Exercise details:
Look through the data below. Pick out the lines holding the string "with".

*****

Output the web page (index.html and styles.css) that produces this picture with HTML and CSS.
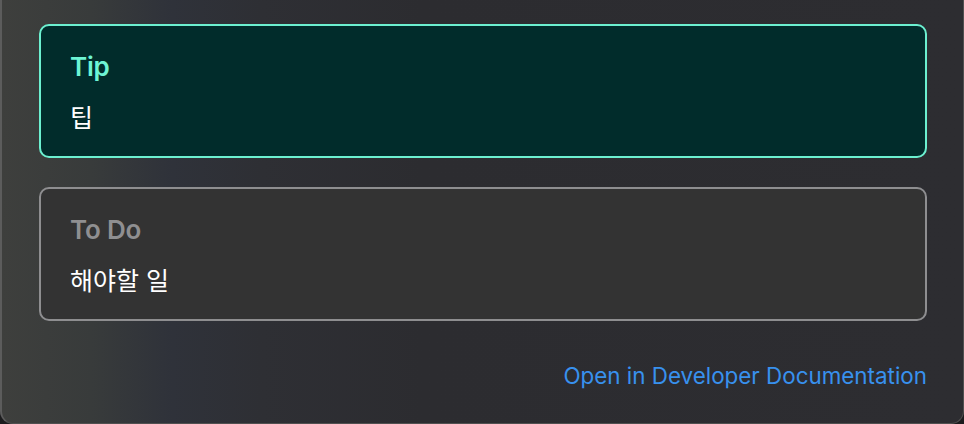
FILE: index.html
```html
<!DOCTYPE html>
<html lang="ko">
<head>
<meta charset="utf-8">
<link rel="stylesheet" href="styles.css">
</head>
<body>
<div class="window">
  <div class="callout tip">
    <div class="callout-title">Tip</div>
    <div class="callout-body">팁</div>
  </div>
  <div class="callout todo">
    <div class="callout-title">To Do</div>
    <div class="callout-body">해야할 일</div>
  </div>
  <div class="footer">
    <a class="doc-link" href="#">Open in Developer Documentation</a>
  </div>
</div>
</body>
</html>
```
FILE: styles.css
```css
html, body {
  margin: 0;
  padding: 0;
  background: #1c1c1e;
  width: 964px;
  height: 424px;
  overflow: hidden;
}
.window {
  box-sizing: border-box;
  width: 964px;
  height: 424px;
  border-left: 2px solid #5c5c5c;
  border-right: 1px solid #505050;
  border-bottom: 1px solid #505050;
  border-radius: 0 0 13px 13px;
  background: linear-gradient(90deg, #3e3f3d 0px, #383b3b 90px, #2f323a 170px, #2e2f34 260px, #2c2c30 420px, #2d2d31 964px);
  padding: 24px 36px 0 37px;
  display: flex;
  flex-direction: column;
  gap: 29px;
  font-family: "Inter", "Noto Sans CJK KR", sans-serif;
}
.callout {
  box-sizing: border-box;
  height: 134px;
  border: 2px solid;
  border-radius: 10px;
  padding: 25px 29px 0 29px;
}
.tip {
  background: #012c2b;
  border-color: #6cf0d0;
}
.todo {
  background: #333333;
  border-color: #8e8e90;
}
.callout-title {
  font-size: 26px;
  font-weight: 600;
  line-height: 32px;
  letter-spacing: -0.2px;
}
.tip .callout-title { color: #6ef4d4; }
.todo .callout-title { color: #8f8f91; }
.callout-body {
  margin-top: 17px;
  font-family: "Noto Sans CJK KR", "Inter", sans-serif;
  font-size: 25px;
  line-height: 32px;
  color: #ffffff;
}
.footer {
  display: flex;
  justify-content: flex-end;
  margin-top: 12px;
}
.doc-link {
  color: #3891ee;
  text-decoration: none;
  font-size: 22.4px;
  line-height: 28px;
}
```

*****

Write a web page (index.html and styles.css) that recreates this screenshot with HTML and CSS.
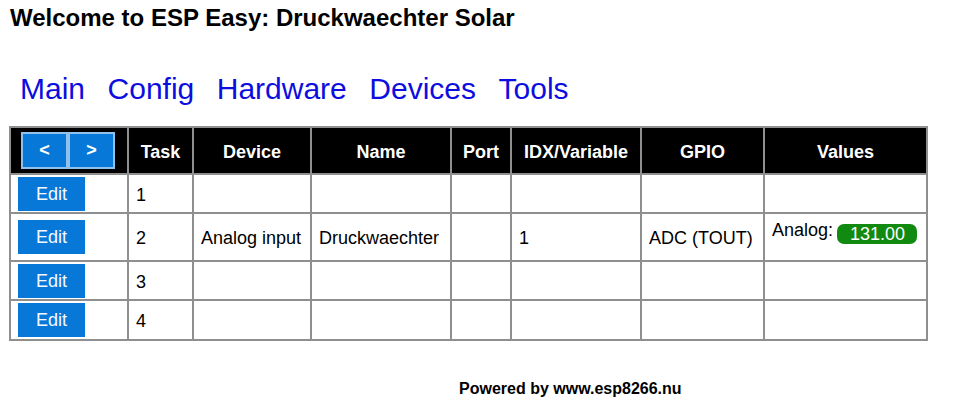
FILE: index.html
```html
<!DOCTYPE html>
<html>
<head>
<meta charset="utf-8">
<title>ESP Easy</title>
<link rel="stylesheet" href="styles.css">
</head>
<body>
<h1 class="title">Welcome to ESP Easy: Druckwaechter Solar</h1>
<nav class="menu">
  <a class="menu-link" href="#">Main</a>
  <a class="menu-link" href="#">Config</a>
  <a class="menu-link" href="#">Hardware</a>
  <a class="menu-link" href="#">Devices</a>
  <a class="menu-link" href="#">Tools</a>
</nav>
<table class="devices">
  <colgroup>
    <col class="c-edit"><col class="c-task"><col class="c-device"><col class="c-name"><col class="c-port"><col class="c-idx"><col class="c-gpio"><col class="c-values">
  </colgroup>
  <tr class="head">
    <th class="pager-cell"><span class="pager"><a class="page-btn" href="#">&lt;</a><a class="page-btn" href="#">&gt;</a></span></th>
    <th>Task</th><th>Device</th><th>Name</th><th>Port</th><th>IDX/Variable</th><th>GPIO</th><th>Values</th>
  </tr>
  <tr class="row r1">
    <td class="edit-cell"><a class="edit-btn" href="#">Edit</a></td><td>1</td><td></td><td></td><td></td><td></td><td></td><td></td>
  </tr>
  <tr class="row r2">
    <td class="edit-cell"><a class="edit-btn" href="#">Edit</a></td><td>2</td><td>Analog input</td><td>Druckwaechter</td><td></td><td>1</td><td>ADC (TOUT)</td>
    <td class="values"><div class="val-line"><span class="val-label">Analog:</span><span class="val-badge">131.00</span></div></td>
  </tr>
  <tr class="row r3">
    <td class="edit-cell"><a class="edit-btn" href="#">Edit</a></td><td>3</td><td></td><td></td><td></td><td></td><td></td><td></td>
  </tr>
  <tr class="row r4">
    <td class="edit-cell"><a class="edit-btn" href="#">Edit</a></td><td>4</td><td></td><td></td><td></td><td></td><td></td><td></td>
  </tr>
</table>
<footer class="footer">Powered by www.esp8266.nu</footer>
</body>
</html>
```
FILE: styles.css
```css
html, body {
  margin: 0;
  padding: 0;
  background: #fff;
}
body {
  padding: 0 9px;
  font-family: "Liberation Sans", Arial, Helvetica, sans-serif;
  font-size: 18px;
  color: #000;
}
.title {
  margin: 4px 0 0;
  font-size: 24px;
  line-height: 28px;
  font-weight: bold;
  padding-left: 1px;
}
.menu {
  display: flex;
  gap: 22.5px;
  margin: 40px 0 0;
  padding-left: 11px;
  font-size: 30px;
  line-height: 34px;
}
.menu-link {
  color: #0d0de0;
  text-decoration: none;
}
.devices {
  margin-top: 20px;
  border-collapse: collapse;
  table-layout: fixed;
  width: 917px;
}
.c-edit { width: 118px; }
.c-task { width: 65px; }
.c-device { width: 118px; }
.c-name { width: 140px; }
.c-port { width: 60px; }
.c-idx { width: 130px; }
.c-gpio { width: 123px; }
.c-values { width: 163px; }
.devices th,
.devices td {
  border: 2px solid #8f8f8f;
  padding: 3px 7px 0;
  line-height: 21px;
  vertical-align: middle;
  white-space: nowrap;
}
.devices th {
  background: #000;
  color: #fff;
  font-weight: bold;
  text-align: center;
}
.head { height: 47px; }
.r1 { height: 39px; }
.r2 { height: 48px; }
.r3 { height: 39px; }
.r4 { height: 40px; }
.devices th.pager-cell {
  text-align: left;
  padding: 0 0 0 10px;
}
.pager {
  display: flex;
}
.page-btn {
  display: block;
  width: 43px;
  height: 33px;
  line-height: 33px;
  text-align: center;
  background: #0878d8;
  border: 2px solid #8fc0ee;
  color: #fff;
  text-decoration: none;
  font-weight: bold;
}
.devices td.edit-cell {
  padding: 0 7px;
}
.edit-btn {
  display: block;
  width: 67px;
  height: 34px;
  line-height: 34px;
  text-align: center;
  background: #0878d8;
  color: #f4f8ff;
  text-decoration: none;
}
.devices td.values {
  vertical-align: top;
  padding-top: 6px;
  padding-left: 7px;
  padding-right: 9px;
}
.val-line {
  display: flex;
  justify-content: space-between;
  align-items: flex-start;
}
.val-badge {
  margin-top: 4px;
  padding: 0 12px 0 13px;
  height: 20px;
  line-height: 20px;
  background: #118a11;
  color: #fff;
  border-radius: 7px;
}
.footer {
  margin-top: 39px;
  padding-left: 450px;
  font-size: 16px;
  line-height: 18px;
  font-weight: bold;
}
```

*****

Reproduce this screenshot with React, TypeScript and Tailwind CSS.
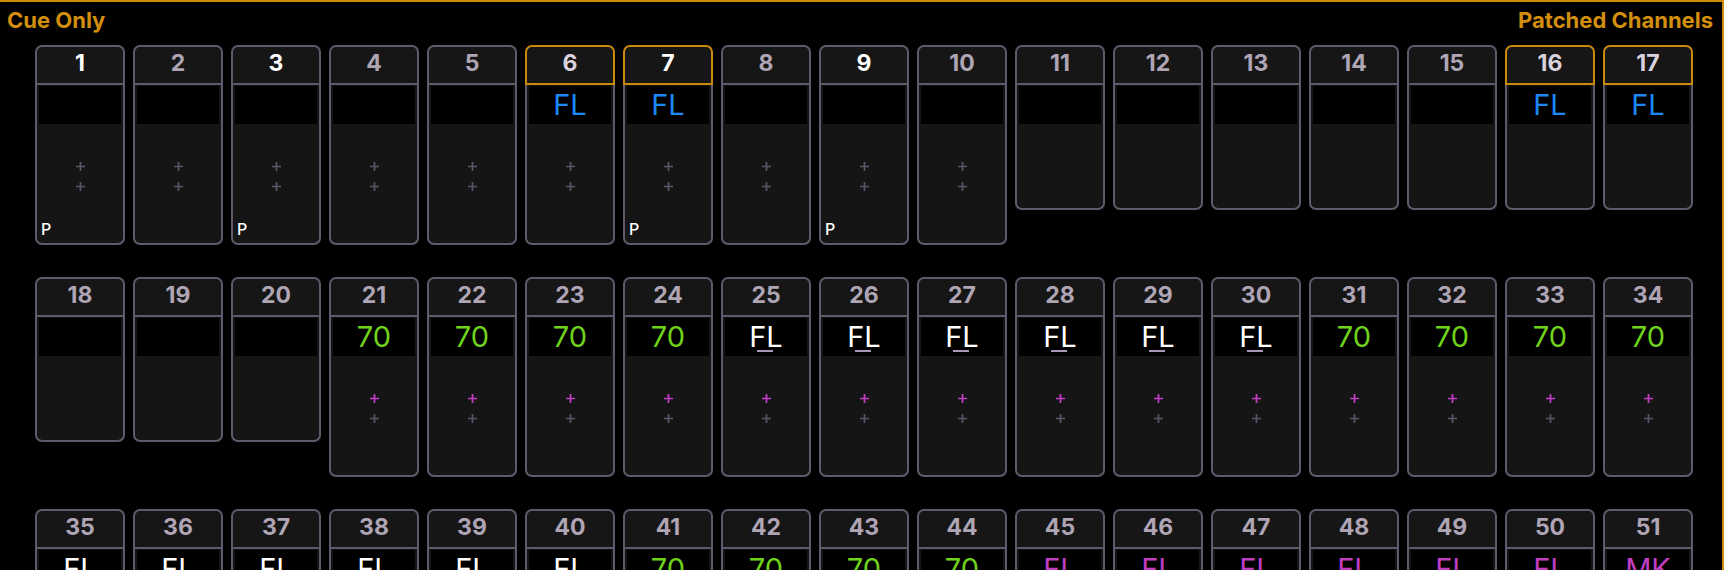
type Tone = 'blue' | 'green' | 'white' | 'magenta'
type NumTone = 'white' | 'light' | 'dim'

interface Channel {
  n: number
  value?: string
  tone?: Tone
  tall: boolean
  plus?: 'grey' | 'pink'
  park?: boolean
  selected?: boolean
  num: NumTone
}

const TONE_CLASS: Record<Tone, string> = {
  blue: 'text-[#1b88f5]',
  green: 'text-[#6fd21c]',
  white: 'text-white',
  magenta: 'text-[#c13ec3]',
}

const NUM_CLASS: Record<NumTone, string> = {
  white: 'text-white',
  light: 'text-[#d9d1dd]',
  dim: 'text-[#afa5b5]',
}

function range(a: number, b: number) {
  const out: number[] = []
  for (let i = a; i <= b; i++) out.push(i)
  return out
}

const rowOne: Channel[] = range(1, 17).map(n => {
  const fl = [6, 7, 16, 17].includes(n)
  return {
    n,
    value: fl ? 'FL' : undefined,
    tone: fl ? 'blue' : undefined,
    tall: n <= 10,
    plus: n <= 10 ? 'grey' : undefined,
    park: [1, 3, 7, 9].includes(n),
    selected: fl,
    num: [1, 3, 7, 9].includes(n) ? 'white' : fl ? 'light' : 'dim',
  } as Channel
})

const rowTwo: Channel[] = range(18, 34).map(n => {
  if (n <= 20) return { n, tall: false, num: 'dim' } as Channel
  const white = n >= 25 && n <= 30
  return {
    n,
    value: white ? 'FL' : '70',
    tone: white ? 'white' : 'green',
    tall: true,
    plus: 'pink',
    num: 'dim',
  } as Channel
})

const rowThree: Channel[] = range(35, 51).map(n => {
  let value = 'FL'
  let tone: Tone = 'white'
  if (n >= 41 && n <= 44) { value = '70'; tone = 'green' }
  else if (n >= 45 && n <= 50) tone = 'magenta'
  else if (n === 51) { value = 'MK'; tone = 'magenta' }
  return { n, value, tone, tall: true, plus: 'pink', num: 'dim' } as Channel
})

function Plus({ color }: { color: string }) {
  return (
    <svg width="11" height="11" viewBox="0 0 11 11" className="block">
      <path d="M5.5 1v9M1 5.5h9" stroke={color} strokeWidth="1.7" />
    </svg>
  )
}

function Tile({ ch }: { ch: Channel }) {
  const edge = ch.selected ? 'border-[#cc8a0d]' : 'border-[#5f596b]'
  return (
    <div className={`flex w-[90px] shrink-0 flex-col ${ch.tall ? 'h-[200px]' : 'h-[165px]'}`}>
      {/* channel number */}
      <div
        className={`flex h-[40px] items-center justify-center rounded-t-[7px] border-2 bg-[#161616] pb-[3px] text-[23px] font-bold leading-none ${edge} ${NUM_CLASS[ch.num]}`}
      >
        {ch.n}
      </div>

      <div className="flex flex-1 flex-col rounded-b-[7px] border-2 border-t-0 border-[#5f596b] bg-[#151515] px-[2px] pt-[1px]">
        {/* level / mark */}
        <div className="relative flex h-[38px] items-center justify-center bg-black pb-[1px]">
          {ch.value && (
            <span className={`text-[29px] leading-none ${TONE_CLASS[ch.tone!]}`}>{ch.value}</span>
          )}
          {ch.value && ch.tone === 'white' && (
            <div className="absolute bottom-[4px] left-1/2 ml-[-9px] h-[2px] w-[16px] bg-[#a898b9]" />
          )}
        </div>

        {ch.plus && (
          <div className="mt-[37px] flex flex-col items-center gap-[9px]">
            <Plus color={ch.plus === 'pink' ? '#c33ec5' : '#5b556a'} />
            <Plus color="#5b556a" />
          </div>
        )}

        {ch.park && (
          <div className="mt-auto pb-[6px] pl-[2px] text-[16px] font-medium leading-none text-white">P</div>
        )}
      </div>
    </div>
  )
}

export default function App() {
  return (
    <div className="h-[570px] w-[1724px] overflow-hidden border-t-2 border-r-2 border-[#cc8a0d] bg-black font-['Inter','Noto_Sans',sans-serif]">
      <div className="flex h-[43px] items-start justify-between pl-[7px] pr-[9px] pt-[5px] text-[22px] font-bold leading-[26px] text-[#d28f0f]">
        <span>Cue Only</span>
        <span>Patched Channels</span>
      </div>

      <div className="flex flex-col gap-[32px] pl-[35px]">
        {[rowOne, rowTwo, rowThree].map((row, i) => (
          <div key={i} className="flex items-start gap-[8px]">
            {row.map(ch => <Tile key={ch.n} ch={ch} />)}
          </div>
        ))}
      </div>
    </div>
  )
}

*****

Answer below:
Output the web page (index.html and styles.css) that produces this picture with HTML and CSS.
Write a web page (index.html and styles.css) that recreates this screenshot with HTML and CSS.
Reproduce this screenshot with React, TypeScript and Tailwind CSS.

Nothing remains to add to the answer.